◆ **THE PROBLEM**
Find the word "screenshot" in the data. Return every line where it appears.

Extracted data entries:
---*---
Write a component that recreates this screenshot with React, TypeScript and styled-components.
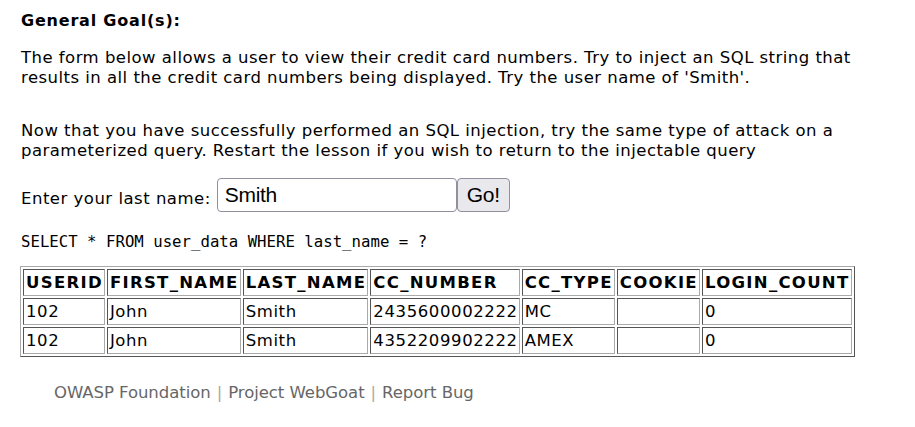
import React from "react";
import styled, { createGlobalStyle } from "styled-components";

const Global = createGlobalStyle`
  html, body { margin: 0; padding: 0; background: #fff; }
  body { font-family: "DejaVu Sans", Verdana, sans-serif; color: #000; }
`;

const Page = styled.div`
  padding: 11px 20px 0 21px;
  width: 874px;
`;

const Title = styled.div`
  font-weight: bold;
  font-size: 16px;
  letter-spacing: 0.8px;
  line-height: 20px;
  margin-bottom: 17px;
`;

const Para = styled.p<{ $gap?: number }>`
  margin: 0 0 ${(p) => p.$gap ?? 0}px 0;
  font-size: 16.5px;
  letter-spacing: 0.47px;
  line-height: 20px;
`;

const FormRow = styled.form`
  display: flex;
  align-items: center;
  margin-top: 17px;
  font-size: 16.5px;
  letter-spacing: 0.5px;
`;

const Label = styled.span`
  margin-right: 6px;
  padding-top: 7px;
`;

const NameInput = styled.input`
  box-sizing: border-box;
  width: 240px;
  height: 34px;
  border: 1px solid #8f8f9d;
  border-radius: 4px;
  padding: 0 7px;
  font-family: "Liberation Sans", Arial, sans-serif;
  font-size: 21px;
  letter-spacing: -0.3px;
  color: #000;
  outline: none;
`;

const GoButton = styled.button`
  box-sizing: border-box;
  height: 34px;
  width: 53px;
  border: 1px solid #8f8f9d;
  border-radius: 4px;
  background: #e9e9ed;
  font-family: "Liberation Sans", Arial, sans-serif;
  font-size: 21px;
  letter-spacing: -0.3px;
  color: #000;
  padding: 0;
`;

const Query = styled.div`
  font-family: "DejaVu Sans Mono", monospace;
  font-size: 15.7px;
  margin-top: 20px;
  line-height: 20px;
`;

const Table = styled.table`
  margin: 14px 0 0 -1px;
  border: 1px solid;
  border-color: #aaa #555 #555 #aaa;
  border-spacing: 2px;
  font-size: 16.5px;
`;

const Cell = styled.td<{ $head?: boolean }>`
  border: 1px solid;
  border-color: #555 #aaa #aaa #555;
  padding: 1px 1px 2px 2px;
  text-align: left;
  font-weight: ${(p) => (p.$head ? "bold" : "normal")};
  letter-spacing: ${(p) => (p.$head ? "1.3px" : "0.6px")};
  white-space: nowrap;
  height: 22px;
`;

const Footer = styled.div`
  margin-top: 26px;
  padding-left: 33px;
  color: #666;
  font-size: 16.5px;
  letter-spacing: -0.05px;
`;

const Sep = styled.span`
  color: #b0a89c;
  margin: 0 6px;
`;

const cols = ["USERID", "FIRST_NAME", "LAST_NAME", "CC_NUMBER", "CC_TYPE", "COOKIE", "LOGIN_COUNT"];
const rows = [
  ["102", "John", "Smith", "2435600002222", "MC", "", "0"],
  ["102", "John", "Smith", "4352209902222", "AMEX", "", "0"],
];

export default function App() {
  return (
    <>
      <Global />
      <Page>
        <Title>General Goal(s):</Title>
        <Para $gap={33}>
          The form below allows a user to view their credit card numbers. Try to inject an SQL string that
          results in all the credit card numbers being displayed. Try the user name of 'Smith'.
        </Para>
        <Para>
          Now that you have successfully performed an SQL injection, try the same type of attack on a
          parameterized query. Restart the lesson if you wish to return to the injectable query
        </Para>
        <FormRow onSubmit={(e) => e.preventDefault()}>
          <Label>Enter your last name:</Label>
          <NameInput defaultValue="Smith" />
          <GoButton type="submit">Go!</GoButton>
        </FormRow>
        <Query>SELECT * FROM user_data WHERE last_name = ?</Query>
        <Table>
          <tbody>
            <tr>
              {cols.map((c) => (
                <Cell as="th" $head key={c}>{c}</Cell>
              ))}
            </tr>
            {rows.map((r, i) => (
              <tr key={i}>
                {r.map((v, j) => (
                  <Cell key={j}>{v}</Cell>
                ))}
              </tr>
            ))}
          </tbody>
        </Table>
        <Footer>
          OWASP Foundation<Sep>|</Sep>Project WebGoat<Sep>|</Sep>Report Bug
        </Footer>
      </Page>
    </>
  );
}
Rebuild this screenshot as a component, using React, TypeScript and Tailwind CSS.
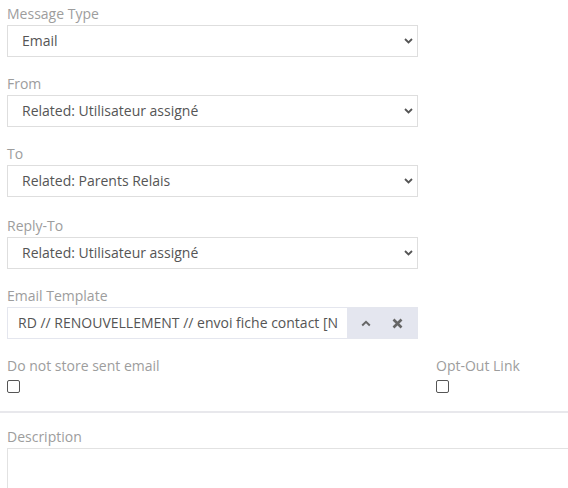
import { useState } from "react";

const SELECTS = [
  { label: "Message Type", value: "Email" },
  { label: "From", value: "Related: Utilisateur assigné" },
  { label: "To", value: "Related: Parents Relais" },
  { label: "Reply-To", value: "Related: Utilisateur assigné", extra: true },
];

function ChevronDown() {
  return (
    <svg width="9" height="6" viewBox="0 0 9 6" className="text-[#555]">
      <path d="M1 1l3.5 3.5L8 1" fill="none" stroke="currentColor" strokeWidth="1.8" />
    </svg>
  );
}

function SelectField({ label, value, extra }: { label: string; value: string; extra?: boolean }) {
  return (
    <div className={extra ? "mt-[2px] flex flex-col" : "flex flex-col"}>
      <label className="h-5 text-sm leading-5 text-[#9d9d9d]">{label}</label>
      <div className="mt-px flex h-8 w-[411px] items-center justify-between border border-[#dedede] bg-white pl-[14px] pr-[4px] text-sm text-[#555]">
        <span>{value}</span>
        <ChevronDown />
      </div>
    </div>
  );
}

export default function App() {
  const [noStore, setNoStore] = useState(false);
  const [optOut, setOptOut] = useState(false);

  return (
    <div
      className="h-[488px] w-[568px] overflow-hidden bg-white"
      style={{ fontFamily: '"Open Sans", "Noto Sans", sans-serif' }}
    >
      <div className="flex flex-col gap-[17px] px-[7px] pt-1">
        {SELECTS.map((s) => (
          <SelectField key={s.label} label={s.label} value={s.value} extra={s.extra} />
        ))}

        {/* Email template */}
        <div className="flex flex-col">
          <label className="h-5 text-sm leading-5 text-[#9d9d9d]">Email Template</label>
          <div className="mt-px flex h-8 w-[411px] border border-[#e4e6ee] bg-white text-sm text-[#555]">
            <div className="flex flex-1 items-center overflow-hidden whitespace-nowrap pl-[10px]">
              RD // RENOUVELLEMENT // envoi fiche contact [N
            </div>
            <div className="flex w-[70px] items-center justify-around bg-[#e4e6ef] px-1">
              <svg width="10" height="7" viewBox="0 0 10 7" className="text-[#666]">
                <path d="M1.2 5.5L5 1.8l3.8 3.7" fill="none" stroke="currentColor" strokeWidth="2" />
              </svg>
              <svg width="11" height="11" viewBox="0 0 11 11" className="text-[#666]">
                <path d="M1.5 1.5l8 8M9.5 1.5l-8 8" fill="none" stroke="currentColor" strokeWidth="2.6" />
              </svg>
            </div>
          </div>
        </div>
      </div>

      {/* Checkboxes */}
      <div className="mt-[17px] grid grid-cols-[429px_1fr] px-[7px]">
        <div className="flex flex-col">
          <span className="h-5 text-sm leading-5 text-[#9d9d9d]">Do not store sent email</span>
          <input
            type="checkbox"
            checked={noStore}
            onChange={(e) => setNoStore(e.target.checked)}
            className="mt-[4px] h-[13px] w-[13px] appearance-none rounded-[2px] border border-[#555] bg-white"
          />
        </div>
        <div className="flex flex-col">
          <span className="h-5 text-sm leading-5 text-[#9d9d9d]">Opt-Out Link</span>
          <input
            type="checkbox"
            checked={optOut}
            onChange={(e) => setOptOut(e.target.checked)}
            className="mt-[4px] h-[13px] w-[13px] appearance-none rounded-[2px] border border-[#555] bg-white"
          />
        </div>
      </div>

      <div className="mt-[18px] h-[2px] w-full bg-[#e8e8ec]" />

      {/* Description */}
      <div className="flex flex-col px-[7px] pt-[14px]">
        <label className="h-5 text-sm leading-5 text-[#9d9d9d]">Description</label>
        <textarea className="mt-px h-20 w-[600px] resize-none border border-[#e2e2e2] bg-white" />
      </div>
    </div>
  );
}
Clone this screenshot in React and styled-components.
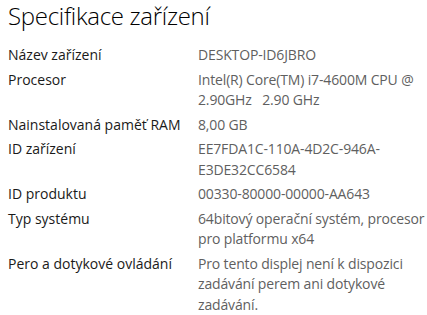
import React from "react";
import styled, { createGlobalStyle } from "styled-components";

const Global = createGlobalStyle`
  html, body { margin: 0; padding: 0; background: #ffffff; }
  body { font-family: "Open Sans", "Noto Sans", sans-serif; }
`;

const Page = styled.div`
  width: 427px;
  height: 315px;
  overflow: hidden;
  padding: 0 0 0 8px;
  box-sizing: border-box;
`;

const Title = styled.h1`
  margin: 0;
  font-size: 24px;
  line-height: 31px;
  font-weight: 300;
  color: #000;
  letter-spacing: -0.3px;
`;

const Grid = styled.dl`
  margin: 14px 0 0 0;
  display: grid;
  grid-template-columns: 190px 229px;
  row-gap: 4px;
  font-size: 14px;
  line-height: 20.5px;
`;

const Label = styled.dt`
  margin: 0;
  color: #1a1a1a;
`;

const Value = styled.dd`
  margin: 0;
  color: #5f5f5f;
  letter-spacing: -0.15px;
`;

const rows = [
  ["Název zařízení", "DESKTOP-ID6JBRO"],
  ["Procesor", "Intel(R) Core(TM) i7-4600M CPU @ 2.90GHz\u00a0\u00a0 2.90 GHz"],
  ["Nainstalovaná paměť RAM", "8,00 GB"],
  ["ID zařízení", "EE7FDA1C-110A-4D2C-946A-E3DE32CC6584"],
  ["ID produktu", "00330-80000-00000-AA643"],
  ["Typ systému", "64bitový operační systém, procesor pro platformu x64"],
  ["Pero a dotykové ovládání", "Pro tento displej není k dispozici zadávání perem ani dotykové zadávání."],
];

export default function App() {
  return (
    <Page>
      <Global />
      <Title>Specifikace zařízení</Title>
      <Grid>
        {rows.map(([l, v]) => (
          <React.Fragment key={l}>
            <Label>{l}</Label>
            <Value>{v}</Value>
          </React.Fragment>
        ))}
      </Grid>
    </Page>
  );
}
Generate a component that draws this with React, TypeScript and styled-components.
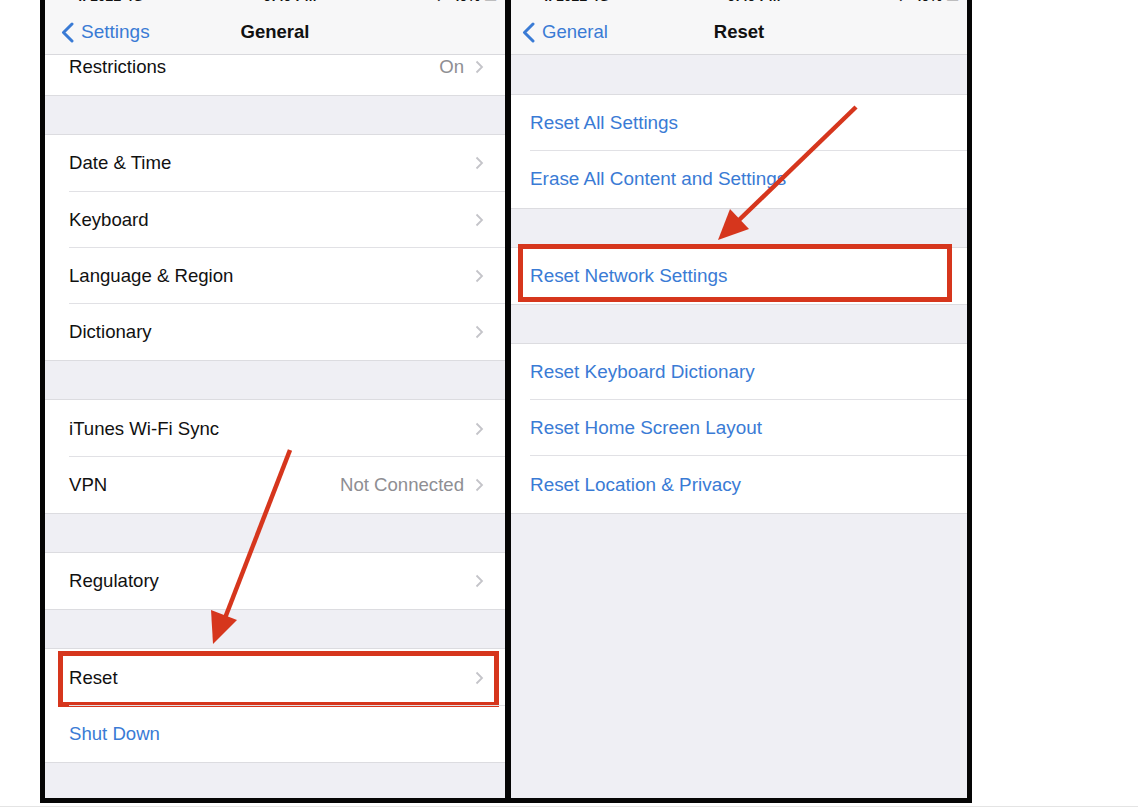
---*---
◆ **RESULT OF THE TASK**
Write a component that recreates this screenshot with React, TypeScript and styled-components.
Rebuild this screenshot as a component, using React, TypeScript and Tailwind CSS.
Clone this screenshot in React and styled-components.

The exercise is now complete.